28Ainsi, l’individu peut se montrer « inattentif, distrait, en dehors du coup » (Chateauraynaud, Torny, 1999 : 77). Les passages d’un état à l’autre sont très fréquents : l’état d’alerte déclenché par la perception des indices d’un possible danger oblige ces travailleurs à la vigilance, force leur attention. Celle-ci sera plus relâchée et diffuse si l’individu est rassuré par la stabilité des « apparences normales », c’est-à-dire quand « il n’y a aucun danger à poursuivre les activités en cours, en n’accordant qu’une attention périphérique au contrôle de la stabilité de l’environnement » (Goffman, 1973 : 228). Il arrive également que les gardiens de la paix adoptent « des positions de retrait ou de repli », condition indispensable pour que l’espace public reste « vivable » (Cefaï, 2013 : 259) pour ceux sur lesquels ils porteraient un regard continu et appuyé. Parce qu’ils sont aussi des acteurs des interactions et de la communication qui se déroule dans les espaces publics urbains, il leur revient de chercher le juste équilibre entre une intervention, susceptible de troubler plus encore l’ordre public, et une position plus attentiste. Il leur arrive donc de fermer les yeux sur certains évènements, afin de ne pas jeter de l’huile sur le feu, ou pour laisser de l’espace à certaines catégories de la population. Ainsi, lorsque quelques jeunes s’amusent autour d’un banc, où ils fument peut-être des joints mais à distance des circulations piétonnes, deux gardiens de la paix préfèrent ne pas aller leur faire de remontrances, pour que cette déviance légère ne se transforme pas en un trouble plus important. Ils estiment en effet qu’en donnant un peu d’espace à ces jeunes, qui ne causent pas de troubles majeurs, ceux-ci se tiendront tranquilles quand, au contraire, une intervention créerait des problèmes.

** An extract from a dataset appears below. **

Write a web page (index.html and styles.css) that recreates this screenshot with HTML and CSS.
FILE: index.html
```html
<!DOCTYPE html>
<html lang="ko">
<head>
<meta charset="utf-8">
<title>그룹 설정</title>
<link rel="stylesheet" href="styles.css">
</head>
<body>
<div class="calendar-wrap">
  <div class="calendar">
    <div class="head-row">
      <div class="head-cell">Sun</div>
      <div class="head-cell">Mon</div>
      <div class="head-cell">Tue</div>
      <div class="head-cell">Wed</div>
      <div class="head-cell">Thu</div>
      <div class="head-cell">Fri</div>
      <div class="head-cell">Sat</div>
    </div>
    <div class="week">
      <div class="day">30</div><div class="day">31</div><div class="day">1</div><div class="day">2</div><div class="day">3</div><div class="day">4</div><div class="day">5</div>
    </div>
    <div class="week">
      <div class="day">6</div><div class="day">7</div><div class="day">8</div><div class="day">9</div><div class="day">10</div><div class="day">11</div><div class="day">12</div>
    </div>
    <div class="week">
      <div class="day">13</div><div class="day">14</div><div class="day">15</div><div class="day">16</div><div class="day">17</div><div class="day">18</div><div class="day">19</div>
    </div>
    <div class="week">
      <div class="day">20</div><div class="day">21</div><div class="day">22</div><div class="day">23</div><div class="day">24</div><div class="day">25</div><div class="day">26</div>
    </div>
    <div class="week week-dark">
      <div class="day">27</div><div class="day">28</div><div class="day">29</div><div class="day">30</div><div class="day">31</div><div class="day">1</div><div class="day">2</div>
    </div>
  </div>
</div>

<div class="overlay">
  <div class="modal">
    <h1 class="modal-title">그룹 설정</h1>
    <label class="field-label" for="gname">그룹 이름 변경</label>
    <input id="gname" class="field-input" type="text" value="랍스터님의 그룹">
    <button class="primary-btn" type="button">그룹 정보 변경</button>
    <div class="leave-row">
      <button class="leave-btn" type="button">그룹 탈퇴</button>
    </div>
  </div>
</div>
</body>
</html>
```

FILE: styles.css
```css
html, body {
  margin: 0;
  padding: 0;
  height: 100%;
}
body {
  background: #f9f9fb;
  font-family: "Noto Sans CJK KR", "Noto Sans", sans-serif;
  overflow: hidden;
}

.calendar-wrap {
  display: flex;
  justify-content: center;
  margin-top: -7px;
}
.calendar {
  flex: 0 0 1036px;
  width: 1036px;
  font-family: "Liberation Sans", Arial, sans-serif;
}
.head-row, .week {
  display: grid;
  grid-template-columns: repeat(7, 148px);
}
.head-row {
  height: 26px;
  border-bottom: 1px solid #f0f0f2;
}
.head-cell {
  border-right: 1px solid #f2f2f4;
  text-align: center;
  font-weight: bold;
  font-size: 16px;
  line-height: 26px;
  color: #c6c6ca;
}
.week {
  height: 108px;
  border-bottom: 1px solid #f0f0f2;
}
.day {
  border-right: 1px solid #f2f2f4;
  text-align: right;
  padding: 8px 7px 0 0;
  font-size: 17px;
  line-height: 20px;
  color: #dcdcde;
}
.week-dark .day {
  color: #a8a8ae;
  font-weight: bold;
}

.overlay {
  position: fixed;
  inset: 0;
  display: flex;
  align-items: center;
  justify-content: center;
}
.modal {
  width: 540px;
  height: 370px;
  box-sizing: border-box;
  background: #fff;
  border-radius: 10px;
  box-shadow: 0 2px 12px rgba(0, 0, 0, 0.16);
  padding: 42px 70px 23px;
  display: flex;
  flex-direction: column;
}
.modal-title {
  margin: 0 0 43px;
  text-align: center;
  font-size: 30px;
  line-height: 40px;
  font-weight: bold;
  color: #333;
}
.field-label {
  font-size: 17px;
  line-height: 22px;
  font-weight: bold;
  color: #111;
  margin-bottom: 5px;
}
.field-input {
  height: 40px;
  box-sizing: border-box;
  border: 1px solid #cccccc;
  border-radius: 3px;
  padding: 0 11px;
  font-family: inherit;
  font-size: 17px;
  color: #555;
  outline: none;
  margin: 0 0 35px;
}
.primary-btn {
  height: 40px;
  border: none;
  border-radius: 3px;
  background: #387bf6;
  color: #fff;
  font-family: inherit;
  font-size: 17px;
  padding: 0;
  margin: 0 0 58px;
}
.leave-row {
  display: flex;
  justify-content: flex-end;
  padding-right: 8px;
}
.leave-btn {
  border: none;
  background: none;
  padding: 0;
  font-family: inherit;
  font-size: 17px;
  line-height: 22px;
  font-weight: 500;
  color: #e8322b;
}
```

29Un trouble émerge dans l’interaction lorsque les individus perçoivent qu’« il se passe quelque chose », voire que « quelque chose ne va pas » (Breviglieri, Trom, 2003 : 400). Les troubles auxquels les gardiens de la paix font face peuvent indiquer des problèmes qui se constituent directement dans les espaces publics, mais aussi des problèmes privés, liés à des trajectoires et des évènements qui se sont passés en coulisses, qui apparaissent sur la scène publique, s’y invitent (Ibid., 2003). Une femme ivre, décrite par un gardien de la paix dans un rapport comme étant dans « un grand désarroi » nécessitera une approche particulière, consciente de cet empiètement de ses problèmes privés dans l’espace public, tout comme une femme se faisant frapper par son mari en pleine rue. Au-delà du repérage du trouble (une personne qui crie, qui tombe au sol, qui ennuie des passants, etc.), il s’agit alors pour les gardiens de la paix de tenter d’en comprendre les ressorts et d’y réagir de manière appropriée : s’agit-il d’appeler les secours, de raccompagner l’âme en peine chez elle, de la mettre en contact avec un psychologue ?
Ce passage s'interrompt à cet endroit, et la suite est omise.